Now – if any of you “media professionals can show me any stories where…:

  1. …the police regulated the content of any of the legal protests, or…
  2. …regulated the content of any “media professional”‘s coverage of any event, or…
  3. …broke up a legal, permitted protest where nobody was committing violence,

…then let’s talk.

And then we’ll talk about the double standard you “media professionals” practice; you condemn the police for treating “media professionals” (and dipsticks with video cameras who claimed to be “journalists”) who were standing around at illegal assemblies as what they were – poeple who are breaking the law.  And then you turn around and support the Obama campaign, an administration that will make the “Fairness” Doctrine a matter of policy, which will suppress genuine, legal speech with the full weight of the federal government.

We’re talking about a group of “media professionals” (and amateurs, not that a blogger is one to crab about that) whose only focus was the protests and whatever happened to them.  They cared not an iota about what happened in the Xcel Center (beyond the fact that the objects of their stereotypes and bigotry were going to be meeting there); they certainly didn’t cover the dark side of the protesters on whom they slathered endless, favorable, victim-mongering coverage (while the “demonstrators'” sandbag attacks on buses and the harassment of delegates on their way to the convention somehow never got covered.  Go figure!).  No, these “journalists” already had their stories written before they arrived in downtown Saint Paul. 

And that’s not really “journalism”.

So maybe if we conservatives peed in buckets, slept under  bridges and didn’t shower for a few weeks…?

10 thoughts on “They Doth Protest Too Much

  1. Just as some hard core rappers want to have a police record and maybe a bullet wound or two to give them credibilty, that Democracy Now hag wanted to get arrested so now she can bitch about it for the rest of her life.

  2. I dunno.
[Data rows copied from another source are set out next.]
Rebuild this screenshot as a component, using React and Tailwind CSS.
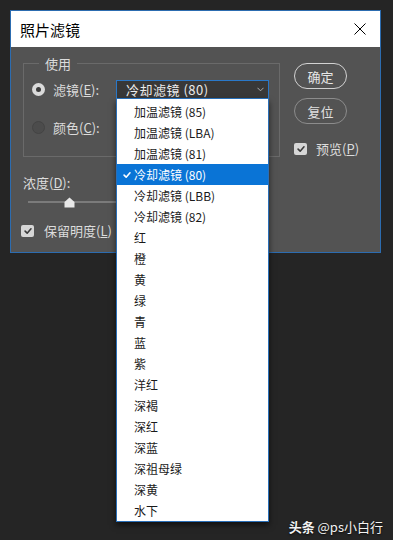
import React from 'react';

const filters = [
  '加温滤镜 (85)',
  '加温滤镜 (LBA)',
  '加温滤镜 (81)',
  '冷却滤镜 (80)',
  '冷却滤镜 (LBB)',
  '冷却滤镜 (82)',
  '红',
  '橙',
  '黄',
  '绿',
  '青',
  '蓝',
  '紫',
  '洋红',
  '深褐',
  '深红',
  '深蓝',
  '深祖母绿',
  '深黄',
  '水下',
];

const selected = '冷却滤镜 (80)';

const Check = ({ className }) => (
  <svg viewBox="0 0 12 12" className={className}>
    <path d="M2.5 6.2 L5 8.6 L9.6 3.4" fill="none" stroke="currentColor" strokeWidth="1.9" strokeLinecap="round" strokeLinejoin="round" />
  </svg>
);

const Checkbox = () => (
  <div className="w-[13px] h-[12px] rounded-[2px] bg-[#d6d6d6] flex items-center justify-center text-[#3a3a3a]">
    <Check className="w-[10px] h-[10px]" />
  </div>
);

const App = () => {
  return (
    <div
      className="relative w-[393px] h-[540px] overflow-hidden bg-[#252525] pt-[10px] pl-[10px]"
      style={{ fontFamily: '"Noto Sans CJK SC", "Noto Sans", sans-serif' }}
    >
      {/* Dialog */}
      <div className="w-[371px] h-[243px] border border-[#2c6cb0] bg-[#535353] flex flex-col">
        {/* Title bar */}
        <div className="h-[36px] bg-white flex items-center justify-between pl-[9px] pr-[14px]">
          <span className="text-[15px] text-black leading-none">照片滤镜</span>
          <svg viewBox="0 0 12 12" className="w-[12px] h-[12px] text-black">
            <path d="M0.5 0.5 L11.5 11.5 M11.5 0.5 L0.5 11.5" stroke="currentColor" strokeWidth="1" fill="none" />
          </svg>
        </div>

        {/* Body */}
        <div className="flex pl-[12px] text-[13px] text-[#dcdcdc]">
          <div className="w-[257px]">
            {/* Group box */}
            <div className="relative mt-[16px] h-[94px] border border-[#6a6a6a] pt-[16px] pl-[8px]">
              <span className="absolute -top-[10px] left-[15px] px-[6px] bg-[#535353] leading-[20px] text-[13px]">
                使用
              </span>

              <div className="flex items-center h-[19px]">
                <div className="w-[13px] h-[13px] rounded-full bg-[#dadada] flex items-center justify-center">
                  <div className="w-[5px] h-[5px] rounded-full bg-[#3c3c3c]" />
                </div>
                <span className="ml-[8px] w-[63px] leading-none">
                  滤镜(<span className="underline">E</span>):
                </span>
                <div className="relative w-[153px] h-[19px]">
                  <div className="h-full border border-[#2a78c8] bg-[#383838] flex items-center justify-between pl-[9px] pr-[4px] text-[#ececec] text-[13px] tracking-[0.5px]">
                    <span className="leading-none">{selected}</span>
                    <svg viewBox="0 0 8 5" className="w-[7px] h-[5px] text-[#bdbdbd]">
                      <path d="M0.5 0.5 L4 4 L7.5 0.5" stroke="currentColor" strokeWidth="1" fill="none" />
                    </svg>
                  </div>

                  {/* Dropdown menu */}
                  <div className="absolute left-0 top-full z-10 w-[153px] bg-white border-x border-b border-[#2a6fb8] pt-[2px] shadow-[0_3px_6px_rgba(0,0,0,0.6)]">
                    {filters.map((f) => (
                      <div
                        key={f}
                        className={`relative h-[21px] flex items-center pl-[17px] text-[12px] leading-none ${
                          f === selected ? 'bg-[#0a74d6] text-white' : 'text-[#1a1a1a]'
                        }`}
                      >
                        {f === selected && (
                          <Check className="absolute left-[5px] top-[6px] w-[10px] h-[10px] text-white" />
                        )}
                        {f}
                      </div>
                    ))}
                  </div>
                </div>
              </div>

              <div className="flex items-center h-[20px] mt-[18px]">
                <div className="w-[13px] h-[13px] rounded-full bg-[#4c4c4c] border border-[#444]" />
                <span className="ml-[8px] leading-none">
                  颜色(<span className="underline">C</span>):
                </span>
              </div>
            </div>

            {/* Density */}
            <div className="mt-[16px] leading-[20px]">
              浓度(<span className="underline">D</span>):
            </div>
            <div className="relative h-[12px] mt-[3px] ml-[5px] flex items-center">
              <div className="w-[240px] h-[2px] bg-[#7b7b7b]" />
              <svg viewBox="0 0 11 11" className="absolute left-[36px] top-[1px] w-[11px] h-[11px]">
                <path d="M5.5 0.5 L10.5 5 L10.5 10.5 L0.5 10.5 L0.5 5 Z" fill="#e8e8e8" />
              </svg>
            </div>

            <div className="flex items-center mt-[13px] -ml-[2px]">
              <Checkbox />
              <span className="ml-[10px] leading-[20px] text-[13px]">
                保留明度(<span className="underline">L</span>)
              </span>
            </div>
          </div>

          {/* Right column */}
          <div className="ml-[14px] flex flex-col items-start">
            <button className="mt-[16px] w-[53px] h-[26px] rounded-full border-[1.5px] border-[#d2d2d2] text-[13px] text-[#e6e6e6] leading-none">
              确定
            </button>
            <button className="mt-[9px] w-[53px] h-[26px] rounded-full border border-[#8c8c8c] text-[13px] text-[#e0e0e0] leading-none">
              复位
            </button>
            <div className="flex items-center mt-[15px]">
              <Checkbox />
              <span className="ml-[9px] leading-[20px]">
                预览(<span className="underline">P</span>)
              </span>
            </div>
          </div>
        </div>
      </div>

      {/* Watermark */}
      <div className="absolute right-[10px] bottom-[7px] text-[13px] text-[#f2f2f2] leading-none [text-shadow:0_1px_2px_rgba(0,0,0,0.8)]">
        <span className="font-bold">头条</span> @ps小白行
      </div>
    </div>
  );
};

export default App;
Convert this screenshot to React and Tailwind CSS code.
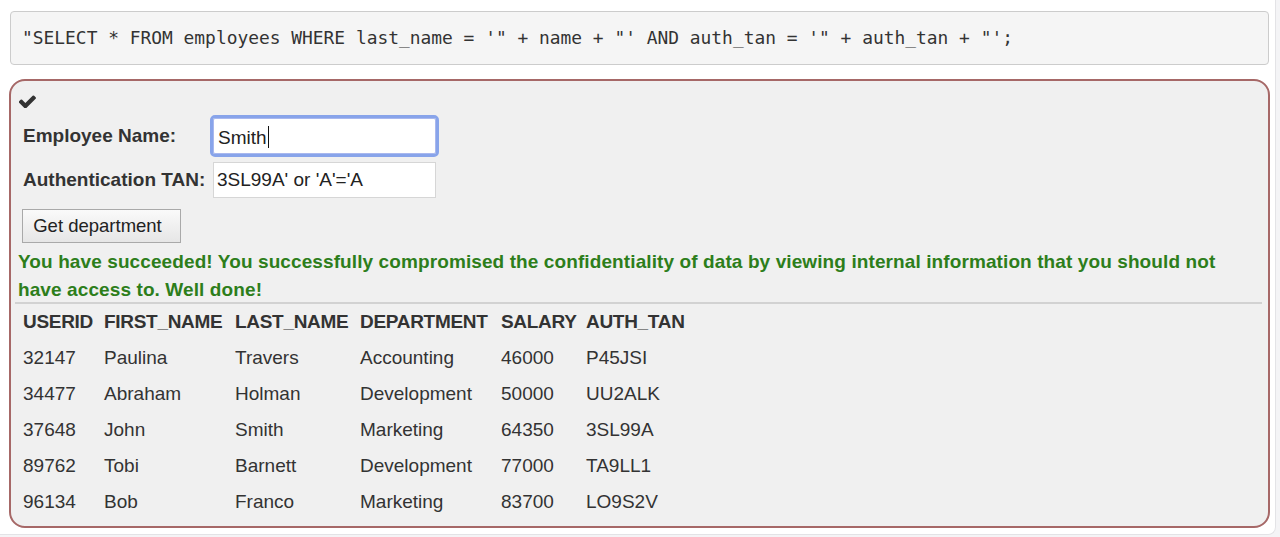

I think that a lot of reporters might find covering what was going on outside the convention more interesting. A convention — for good or ill — is an infomercial, and given the number of accredited journalists inside the Excel, it was likely that there would be many interesting stories outside the convention — and a better chance of getting an exclusive on one than the one inside.

    I do think you do have a good point about at least much of the coverage of the goings-on outside the convention being done by the local lefty independent media, and it’s a good one.

    The cure for that, of course, would have been for more of the local righty/moderate independent media getting out more and taking a good look. You and Ecker did, for a while; more would have been better.

    I think it would have been an interesting experience if you or Brodkorb or Ed, say, had been just out of spraying range for something like http://www.youtube.com/watch?v=nJZNkJbTpjA , or some of the other, err, alleged outrages.

  3. …the police regulated the content of any of the legal protests

    Mitch, you rightist tool of corporate domination, they clearly violated the Constitution: “A well regulated Demonstration, being necessary to the election of a Progressive slate, the right of the Protesters to keep and bear Buckets of Urine, shall not be infringed.”

    It’s the 57th Amendment!

  4. More and more, it’s looking like they were hiding out with the unicorns, and other mythical creatures.

    It would have been awfully easy for, well, anybody who was so inclined to carry urine- or feces-filled baggies (yucko!) and pitch them at whoever they wanted to pitch them at; neither baggies nor human waste products are exactly hard to come by.

    Didn’t seem to have happened; anybody read/hear/see any credible reports of such?

  5. dunno. I think that a lot of reporters might find covering what was going on outside the convention more interesting.

    I agree. I wanted to (but couldn’t) cover the demonstrations in ’04 in NYC, since it sounded much more interesting that what happened indoors. This time was a little different – being in the building as Palin spoke was fairly electrifying.

    And…

    The cure for that, of course, would have been for more of the local righty/moderate independent media getting out more and taking a good look. You and Ecker did, for a while; more would have been better.

    I think it would have been an interesting experience if you or Brodkorb or Ed, say, had been just out of spraying range…

    Yes, indeed. Life is what happens when you’re busy making other plans. I HAD planned to be downtown all four days, out among the demonstrations the entire time (but for the occasional reception and of course the evening broadcasts). A family emergency came up, eating up all the planned vacation the previous week AND the first two days of the convo; I had to go back to work for the second half, and only got to cover the Thursday protest because my company kicked us all out at 3PM.

    I’m hoping I can make it to the ’12 convention, whereever it is; hopefully my whole plan will come together!

  6. anybody read/hear/see any credible reports of such?

    None – although sandbags being dropped on passing buses is actually rather worse.

  7. None – although sandbags being dropped on passing buses is actually rather worse.

    Absolutely. And that’s well-documented, rather than increasingly clear is a [x]-serving myth. I can’t imagine you’d think I have any issue with arresting and prosecuting the folks who did that.

    Yup. It’s a worse thing.

    But it’s also a different thing. First amendment enthusiast though I am, I don’t see any inhibition against putting up chain link fences on top of overpasses, nor of immediately arresting anybody who attempts to take wirecutters to them; I’ve little more objection to clearing overpasses during specified-in-advance arrival and departure times, to avoid that kind of problem.

    Folks — in and out of the media — throwing up their hands and writing a metaphorical blank check (in addition to the cool 50 mil that we taxpapers have already paid ) for at best questionable behavior on the grounds of the (increasingly likely to be bogus) Urinary Threat? That’s, well, not good.

    I do have serious problems with some of the credible (not yet proven, but credible) accusations against various known and unknown cop types, and little reason to believe that they’ll be properly investigated and appropriate action taken.

    I’d purely love to be proven wrong.